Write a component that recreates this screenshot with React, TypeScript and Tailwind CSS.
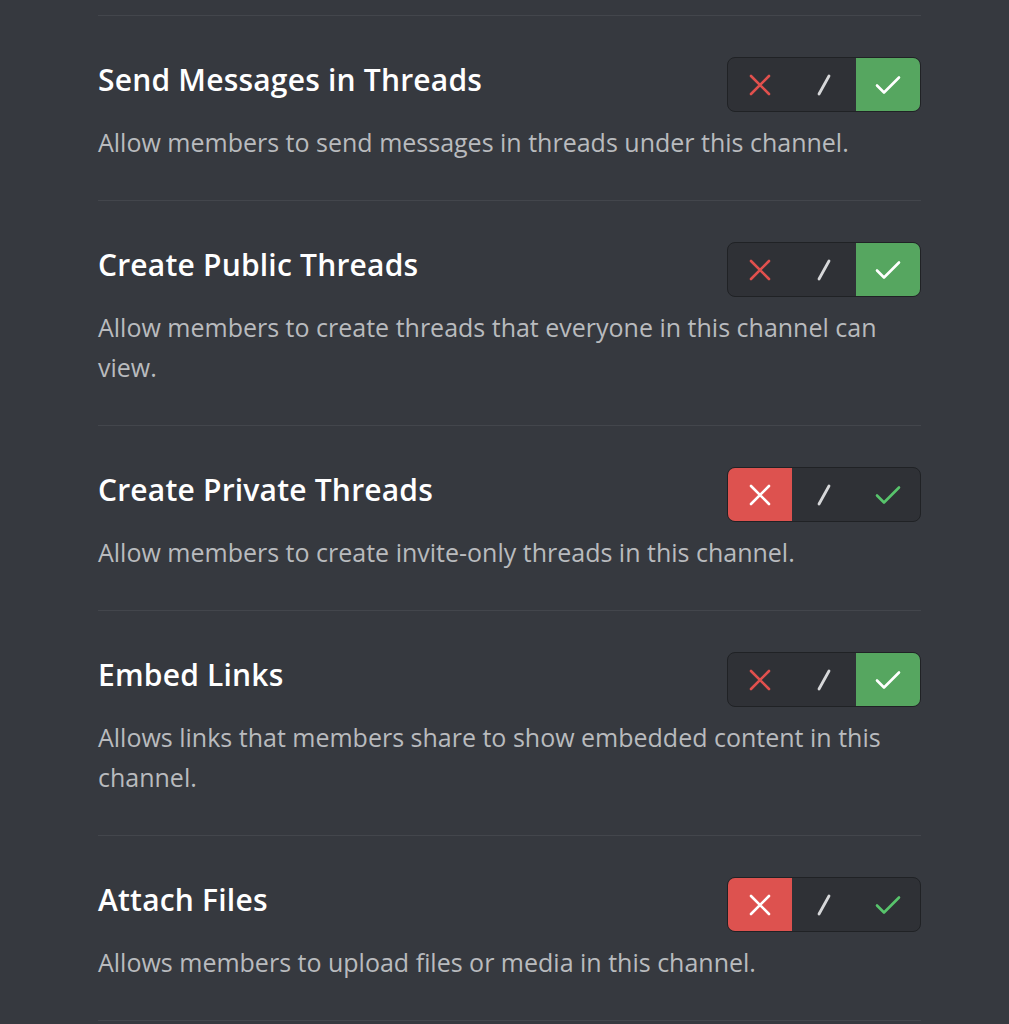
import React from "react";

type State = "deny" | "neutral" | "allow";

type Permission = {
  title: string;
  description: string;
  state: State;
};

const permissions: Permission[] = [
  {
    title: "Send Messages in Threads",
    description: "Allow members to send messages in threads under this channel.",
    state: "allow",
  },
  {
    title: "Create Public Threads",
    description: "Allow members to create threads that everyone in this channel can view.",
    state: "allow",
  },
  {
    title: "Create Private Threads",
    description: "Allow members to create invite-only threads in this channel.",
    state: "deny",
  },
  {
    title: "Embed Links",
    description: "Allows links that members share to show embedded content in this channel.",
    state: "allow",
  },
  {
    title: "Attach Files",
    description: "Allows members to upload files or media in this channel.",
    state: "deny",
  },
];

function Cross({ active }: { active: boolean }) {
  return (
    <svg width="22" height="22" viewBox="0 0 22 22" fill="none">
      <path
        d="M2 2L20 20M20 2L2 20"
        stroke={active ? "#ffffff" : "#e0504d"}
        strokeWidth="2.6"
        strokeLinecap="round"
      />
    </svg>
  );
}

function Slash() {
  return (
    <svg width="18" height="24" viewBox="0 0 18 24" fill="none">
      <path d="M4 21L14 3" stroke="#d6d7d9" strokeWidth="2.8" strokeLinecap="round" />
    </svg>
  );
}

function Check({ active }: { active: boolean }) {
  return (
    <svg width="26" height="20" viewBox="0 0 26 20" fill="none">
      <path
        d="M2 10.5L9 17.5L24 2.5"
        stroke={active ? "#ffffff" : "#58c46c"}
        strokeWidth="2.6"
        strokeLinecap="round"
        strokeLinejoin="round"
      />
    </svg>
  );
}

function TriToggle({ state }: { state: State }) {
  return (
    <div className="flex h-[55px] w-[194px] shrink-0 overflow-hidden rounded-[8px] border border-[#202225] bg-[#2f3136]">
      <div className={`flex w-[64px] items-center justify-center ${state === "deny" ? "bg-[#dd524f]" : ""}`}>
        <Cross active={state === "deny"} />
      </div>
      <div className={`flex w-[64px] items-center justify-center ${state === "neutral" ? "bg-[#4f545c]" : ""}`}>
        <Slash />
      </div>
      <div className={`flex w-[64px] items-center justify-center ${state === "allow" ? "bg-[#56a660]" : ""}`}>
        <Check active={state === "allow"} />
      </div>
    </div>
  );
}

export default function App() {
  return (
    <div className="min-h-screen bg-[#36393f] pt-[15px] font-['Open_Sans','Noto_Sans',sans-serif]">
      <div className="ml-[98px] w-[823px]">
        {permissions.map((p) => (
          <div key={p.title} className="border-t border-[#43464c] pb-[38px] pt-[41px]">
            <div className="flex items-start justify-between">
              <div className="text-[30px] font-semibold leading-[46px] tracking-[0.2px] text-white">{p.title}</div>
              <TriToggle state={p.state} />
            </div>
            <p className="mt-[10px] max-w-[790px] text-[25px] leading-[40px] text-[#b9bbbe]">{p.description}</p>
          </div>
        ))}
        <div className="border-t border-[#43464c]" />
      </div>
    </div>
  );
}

---

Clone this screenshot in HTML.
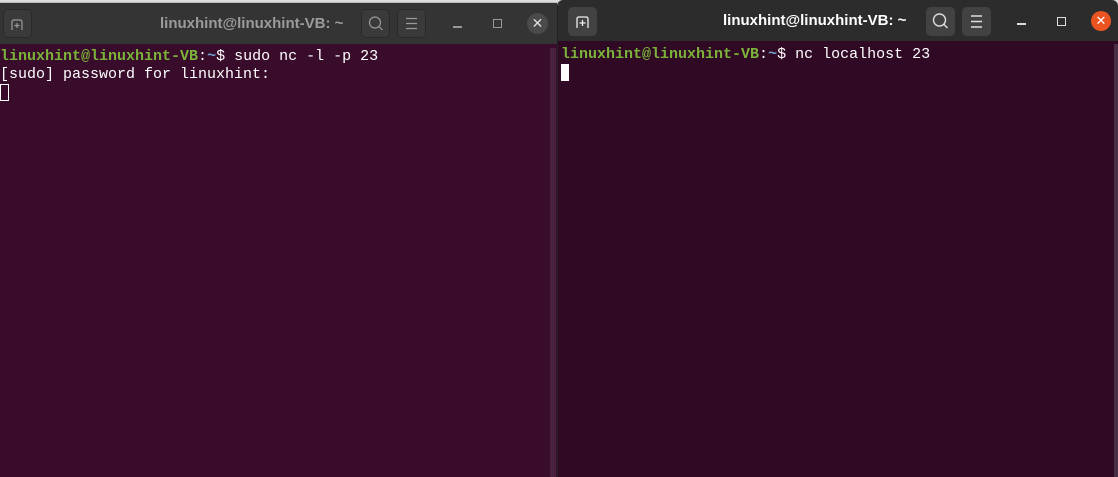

Task objective: Find each line with the string "that" and copy it out.

Task result:
Write a component that recreates this screenshot with React, TypeScript and Tailwind CSS.
    description: "Allow members to create threads that everyone in this channel can view.",
    description: "Allows links that members share to show embedded content in this channel.",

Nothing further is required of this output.